Commercial Litigation and Arbitration

Summaries & Fed.R.Evid. 1006 — As Long as Underlying Documents Are Made Available to Opponent, Database Containing Them Need Not Be

From United States v. Lewis, 2010 U.S. App. LEXIS 2897 (10th Cir. Feb. 12, 2010):

Using the bank records, the government created a computer database detailing the activity in some 170 accounts. The database of checks, wire transfers, deposits, and the like contained over 15,500 items. By making queries of the database, government agents were able to prepare summary exhibits for presentation to the jury. These exhibits were made available to Schmidt 10 days before trial. On April 20, 16 days after trial began and 10 days before the exhibits were to be shown to the jury, Schmidt filed a motion seeking access to the database and the queries made of it. He argued that he could not "adequately review the summary exhibits to determine their accuracy, completeness and fairness without access to the underlying source material." *** The district court denied his motion. It explained that the "underlying source material" was the bank records themselves, which had been available to Schmidt since June 2004, and that the database was undiscoverable because it was government work-product under Fed. R. Crim. P. 16(a)(2)***.

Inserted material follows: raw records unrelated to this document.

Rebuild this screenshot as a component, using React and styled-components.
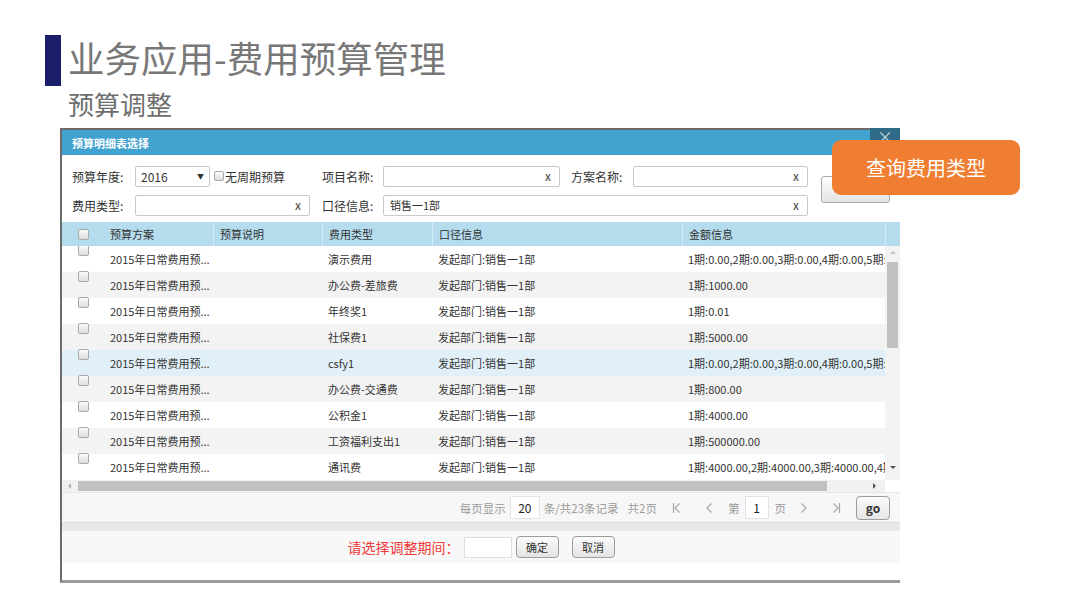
import React from 'react';
import styled, { createGlobalStyle } from 'styled-components';

const GlobalStyle = createGlobalStyle`
  html, body {
    margin: 0;
    padding: 0;
    background: #ffffff;
  }
  body {
    font-family: "Noto Sans CJK SC", "Noto Sans", sans-serif;
  }
  * {
    box-sizing: border-box;
  }
`;

const Slide = styled.div`
  position: relative;
  width: 1080px;
  height: 608px;
  overflow: hidden;
  background: #ffffff;
  padding: 35px 0 0 45px;
`;

const TitleRow = styled.div`
  display: flex;
  align-items: center;
  height: 51px;
`;

const TitleBar = styled.div`
  width: 16px;
  height: 51px;
  background: #1b1e6b;
`;

const Title = styled.h1`
  margin: 0 0 5px 7px;
  font-size: 36.5px;
  font-weight: 400;
  line-height: 1;
  color: #787878;
`;

const Subtitle = styled.h2`
  margin: 3px 0 0 23px;
  height: 30px;
  font-size: 26px;
  font-weight: 400;
  line-height: 30px;
  color: #6e6e6e;
`;

const Dialog = styled.div`
  display: flex;
  flex-direction: column;
  width: 840px;
  height: 455px;
  margin: 9px 0 0 15px;
  background: #ffffff;
  border-top: 2px solid #6c6c6c;
  border-left: 2px solid #6c6c6c;
  border-bottom: 3px solid #9a9a9a;
`;

const DialogHeader = styled.div`
  display: flex;
  align-items: center;
  justify-content: space-between;
  height: 25px;
  padding-left: 10px;
  background: #43a3d0;
`;

const HeaderTitle = styled.span`
  font-size: 11px;
  font-weight: 700;
  color: #ffffff;
`;

const CloseButton = styled.div`
  align-self: flex-start;
  width: 30px;
  height: 20px;
  margin-top: -2px;
  background: #2f6a87;
  color: #c9d6dd;
  font-size: 16px;
  line-height: 16px;
  text-align: center;
`;

const Form = styled.div`
  display: flex;
  height: 67px;
  padding: 8px 0 4px 10px;
`;

const FieldRows = styled.div`
  display: flex;
  flex-direction: column;
  gap: 3px;
`;

const FieldRow = styled.div`
  display: flex;
  align-items: center;
  height: 26px;
`;

const Label = styled.span`
  width: ${(p) => p.$w}px;
  margin-left: ${(p) => p.$ml || 0}px;
  font-size: 12px;
  color: #333333;
  white-space: nowrap;
`;

const TextInput = styled.div`
  display: flex;
  align-items: center;
  justify-content: space-between;
  width: ${(p) => p.$w}px;
  height: 21px;
  padding: 0 8px 0 6px;
  border: 1px solid #c9c9c9;
  border-radius: 2px;
  background: #ffffff;
  font-size: 11px;
  color: #333333;
`;

const ClearMark = styled.span`
  font-size: 12px;
  color: #444444;
  line-height: 1;
`;

const Select = styled(TextInput)`
  padding: 0 5px 0 5px;
  font-size: 12px;
`;

const Caret = styled.span`
  font-size: 7px;
  color: #333333;
`;

const CheckWrap = styled.label`
  display: flex;
  align-items: center;
  gap: 1px;
  width: 73px;
  margin-left: 4px;
  font-size: 12px;
  color: #333333;
  white-space: nowrap;
`;

const Box = styled.span`
  display: inline-block;
  flex: none;
  width: ${(p) => p.$size || 11}px;
  height: ${(p) => p.$size || 11}px;
  border: 1px solid #a9a9a9;
  border-radius: 2px;
  background: linear-gradient(#fbfbfb, #dedede);
`;

const QueryButton = styled.div`
  width: 69px;
  height: 27px;
  margin: 13px 0 0 13px;
  border: 1px solid #aaaaaa;
  border-radius: 3px;
  background: linear-gradient(#ffffff, #e4e4e4);
`;

const cols = '42px 109px 109px 110px 250px 203px';

const HeadRow = styled.div`
  display: grid;
  grid-template-columns: ${cols} 15px;
  height: 24px;
  background: #b4dcec;
`;

const HeadCell = styled.div`
  display: flex;
  align-items: center;
  padding-left: 6px;
  border-left: ${(p) => (p.$first ? 'none' : '1px solid #d3ecf6')};
  font-size: 11px;
  color: #333333;
  white-space: nowrap;
`;

const CheckCell = styled.div`
  display: flex;
  justify-content: center;
  align-items: ${(p) => (p.$top ? 'flex-start' : 'center')};
  margin-top: ${(p) => (p.$top ? -1 : 0)}px;
`;

const TableBody = styled.div`
  display: flex;
  height: 234px;
`;

const Rows = styled.div`
  width: 823px;
  overflow: hidden;
`;

const Row = styled.div`
  display: grid;
  grid-template-columns: ${cols};
  height: 26px;
  background: ${(p) => (p.$active ? '#e1f0f8' : p.$alt ? '#f3f3f3' : '#ffffff')};
`;

const Cell = styled.div`
  padding-left: 6px;
  line-height: 26px;
  font-size: 11px;
  color: #333333;
  white-space: nowrap;
  overflow: hidden;
`;

const VScroll = styled.div`
  display: flex;
  flex-direction: column;
  align-items: center;
  width: 15px;
  background: #f3f3f3;
`;

const ArrowUp = styled.span`
  margin-top: 5px;
  border-left: 3px solid transparent;
  border-right: 3px solid transparent;
  border-bottom: 3px solid ${(p) => p.$c};
`;

const ArrowDown = styled.span`
  margin: auto 0 11px;
  border-left: 3px solid transparent;
  border-right: 3px solid transparent;
  border-top: 3px solid ${(p) => p.$c};
`;

const VThumb = styled.div`
  width: 11px;
  height: 86px;
  margin-top: 8px;
  background: #c1c1c1;
`;

const HScroll = styled.div`
  display: flex;
  height: 12px;
`;

const HTrack = styled.div`
  display: flex;
  align-items: center;
  width: 823px;
  padding: 0 6px;
  background: #f1f1f1;
`;

const ArrowLeft = styled.span`
  border-top: 3px solid transparent;
  border-bottom: 3px solid transparent;
  border-right: 3px solid ${(p) => p.$c};
`;

const ArrowRight = styled.span`
  margin-left: auto;
  margin-right: 3px;
  border-top: 3px solid transparent;
  border-bottom: 3px solid transparent;
  border-left: 3px solid ${(p) => p.$c};
`;

const HThumb = styled.div`
  width: 749px;
  height: 10px;
  margin-left: 7px;
  background: #c1c1c1;
`;

const Corner = styled.div`
  width: 15px;
  background: #ffffff;
`;

const Pager = styled.div`
  display: flex;
  align-items: center;
  justify-content: flex-end;
  height: 30px;
  padding-right: 10px;
  background: #f7f7f7;
  border-top: 1px solid #e6e6e6;
  font-size: 11.5px;
  color: #9a9a9a;
  white-space: nowrap;
`;

const PagerText = styled.span`
  margin-left: ${(p) => p.$ml || 0}px;
`;

const PageInput = styled.span`
  display: flex;
  align-items: center;
  justify-content: center;
  width: ${(p) => p.$w}px;
  height: 23px;
  margin-left: ${(p) => p.$ml}px;
  background: #ffffff;
  border: 1px solid #e3e3e3;
  font-size: 12px;
  color: #222222;
`;

const PagerIcon = styled.svg`
  margin-left: ${(p) => p.$ml}px;
  flex: none;
`;

const GoButton = styled.span`
  display: flex;
  align-items: center;
  justify-content: center;
  width: 34px;
  height: 24px;
  margin-left: 15px;
  border: 1px solid #9d9d9d;
  border-radius: 4px;
  background: linear-gradient(#fbfbfb, #e6e6e6);
  font-size: 12px;
  font-weight: 700;
  color: #333333;
`;

const Band = styled.div`
  height: 9px;
  background: #e8e8e8;
  border-top: 1px solid #dddddd;
`;

const Toolbar = styled.div`
  display: flex;
  align-items: center;
  justify-content: center;
  height: 32px;
  background: #f8f8f8;
`;

const PeriodLabel = styled.span`
  font-size: 14px;
  color: #f03a3a;
`;

const PeriodInput = styled.span`
  width: 48px;
  height: 21px;
  margin-left: 4px;
  background: #ffffff;
  border: 1px solid #dddddd;
`;

const SmallButton = styled.span`
  display: flex;
  align-items: center;
  justify-content: center;
  width: 43px;
  height: 22px;
  margin-left: ${(p) => p.$ml}px;
  border: 1px solid #9d9d9d;
  border-radius: 4px;
  background: linear-gradient(#fbfbfb, #e4e4e4);
  font-size: 11px;
  color: #333333;
`;

const Filler = styled.div`
  flex: 1;
  background: #ffffff;
`;

const Callout = styled.div`
  position: absolute;
  left: 832px;
  top: 140px;
  display: flex;
  align-items: center;
  justify-content: center;
  width: 188px;
  height: 55px;
  border-radius: 9px;
  background: #ef7e32;
  font-size: 20px;
  color: #ffffff;
`;

const rows = [
  { type: '演示费用', amount: '1期:0.00,2期:0.00,3期:0.00,4期:0.00,5期:0.00' },
  { type: '办公费-差旅费', amount: '1期:1000.00' },
  { type: '年终奖1', amount: '1期:0.01' },
  { type: '社保费1', amount: '1期:5000.00' },
  { type: 'csfy1', amount: '1期:0.00,2期:0.00,3期:0.00,4期:0.00,5期:0.00', active: true },
  { type: '办公费-交通费', amount: '1期:800.00' },
  { type: '公积金1', amount: '1期:4000.00' },
  { type: '工资福利支出1', amount: '1期:500000.00' },
  { type: '通讯费', amount: '1期:4000.00,2期:4000.00,3期:4000.00,4期:4000.00' },
];

const Chevron = ({ dir, bar, ml }) => (
  <PagerIcon $ml={ml} width="10" height="12" viewBox="0 0 10 12">
    <g fill="none" stroke="#a8a8a8" strokeWidth="1.2">
      {dir === 'left' ? <path d="M7.5 1.5 L3 6 L7.5 10.5" /> : <path d="M2.5 1.5 L7 6 L2.5 10.5" />}
      {bar && (dir === 'left' ? <path d="M1.5 1 V11" /> : <path d="M8.5 1 V11" />)}
    </g>
  </PagerIcon>
);

const App = () => (
  <>
    <GlobalStyle />
    <Slide>
      <TitleRow>
        <TitleBar />
        <Title>业务应用-费用预算管理</Title>
      </TitleRow>
      <Subtitle>预算调整</Subtitle>

      <Dialog>
        <DialogHeader>
          <HeaderTitle>预算明细表选择</HeaderTitle>
          <CloseButton>×</CloseButton>
        </DialogHeader>

        <Form>
          <FieldRows>
            <FieldRow>
              <Label $w={63}>预算年度:</Label>
              <Select $w={75}>
                2016 <Caret>▼</Caret>
              </Select>
              <CheckWrap>
                <Box $size={10} />
                无周期预算
              </CheckWrap>
              <Label $w={61} $ml={35}>项目名称:</Label>
              <TextInput $w={177}>
                <span />
                <ClearMark>x</ClearMark>
              </TextInput>
              <Label $w={62} $ml={11}>方案名称:</Label>
              <TextInput $w={175}>
                <span />
                <ClearMark>x</ClearMark>
              </TextInput>
            </FieldRow>
            <FieldRow>
              <Label $w={63}>费用类型:</Label>
              <TextInput $w={175}>
                <span />
                <ClearMark>x</ClearMark>
              </TextInput>
              <Label $w={61} $ml={12}>口径信息:</Label>
              <TextInput $w={425}>
                <span>销售一1部</span>
                <ClearMark>x</ClearMark>
              </TextInput>
            </FieldRow>
          </FieldRows>
          <QueryButton />
        </Form>

        <HeadRow>
          <CheckCell>
            <Box />
          </CheckCell>
          <HeadCell $first>预算方案</HeadCell>
          <HeadCell>预算说明</HeadCell>
          <HeadCell>费用类型</HeadCell>
          <HeadCell>口径信息</HeadCell>
          <HeadCell>金额信息</HeadCell>
          <HeadCell />
        </HeadRow>

        <TableBody>
          <Rows>
            {rows.map((r, i) => (
              <Row key={i} $alt={i % 2 === 1} $active={r.active}>
                <CheckCell $top>
                  <Box />
                </CheckCell>
                <Cell>2015年日常费用预...</Cell>
                <Cell />
                <Cell>{r.type}</Cell>
                <Cell>发起部门:销售一1部</Cell>
                <Cell>{r.amount}</Cell>
              </Row>
            ))}
          </Rows>
          <VScroll>
            <ArrowUp $c="#c4c4c4" />
            <VThumb />
            <ArrowDown $c="#555555" />
          </VScroll>
        </TableBody>

        <HScroll>
          <HTrack>
            <ArrowLeft $c="#b0b0b0" />
            <HThumb />
            <ArrowRight $c="#555555" />
          </HTrack>
          <Corner />
        </HScroll>

        <Pager>
          <PagerText>每页显示</PagerText>
          <PageInput $w={30} $ml={4}>20</PageInput>
          <PagerText $ml={4}>条/共23条记录</PagerText>
          <PagerText $ml={9}>共2页</PagerText>
          <Chevron dir="left" bar ml={15} />
          <Chevron dir="left" ml={22} />
          <PagerText $ml={14}>第</PagerText>
          <PageInput $w={24} $ml={5}>1</PageInput>
          <PagerText $ml={6}>页</PagerText>
          <Chevron dir="right" ml={13} />
          <Chevron dir="right" bar ml={22} />
          <GoButton>go</GoButton>
        </Pager>

        <Band />

        <Toolbar>
          <PeriodLabel>请选择调整期间：</PeriodLabel>
          <PeriodInput />
          <SmallButton $ml={4}>确定</SmallButton>
          <SmallButton $ml={13}>取消</SmallButton>
        </Toolbar>

        <Filler />
      </Dialog>

      <Callout>查询费用类型</Callout>
    </Slide>
  </>
);

export default App;
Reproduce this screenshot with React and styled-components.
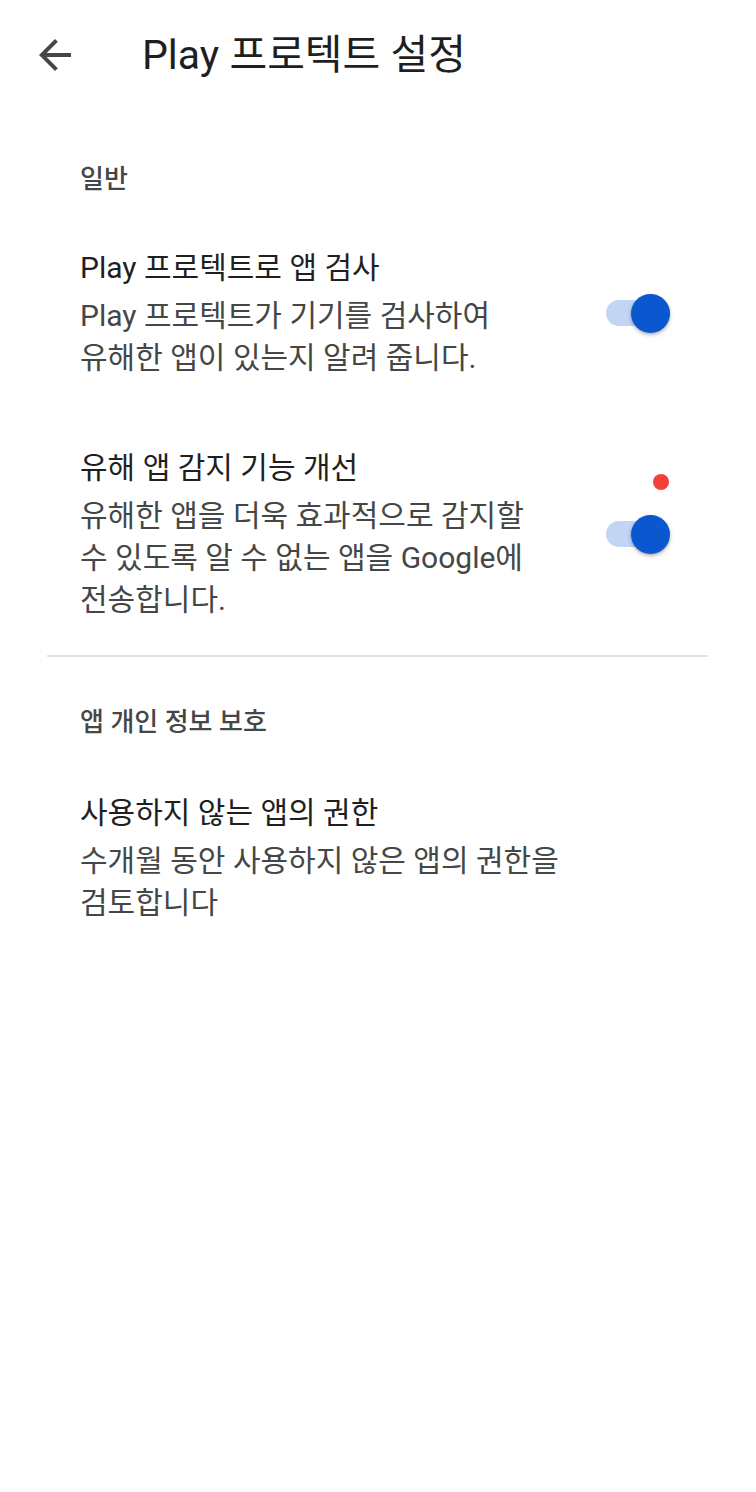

Rule 1006 did not require disclosure of the government's database. Although that rule entitles the defendant to review the documents summarized in an exhibit, the database served only as an aid in preparing the summary — allowing the government to perform calculations from the bank records. The underlying documents in this case are not the database but the bank records themselves. The purpose of requiring the party offering a summary to make the underlying documents available to the opposing party is to enable the opposing party to check the accuracy of the summary. Access to the offering party's worksheets or database may make it easier for the opposing party to perform that check; but so long as the opposing party is given sufficient time to inspect the underlying documents, there is no reason to give the opposing party the benefit of the offering party's labor in preparing such worksheets or database. Here, Schmidt had ample time to inspect and review the bank records so that he could challenge any inaccuracy in the summaries. As stated above, the government made these bank records available for examination well before trial; and all the records used to construct the summary exhibits had been admitted into evidence. Rule 1006 therefore had been satisfied. Because the database was not subject to disclosure under Rule 1006, there is no need to determine whether disclosure would otherwise be barred by the Rule 16(a)(2) work-product privilege.

330 year sentence reduced on other grounds to 310 years.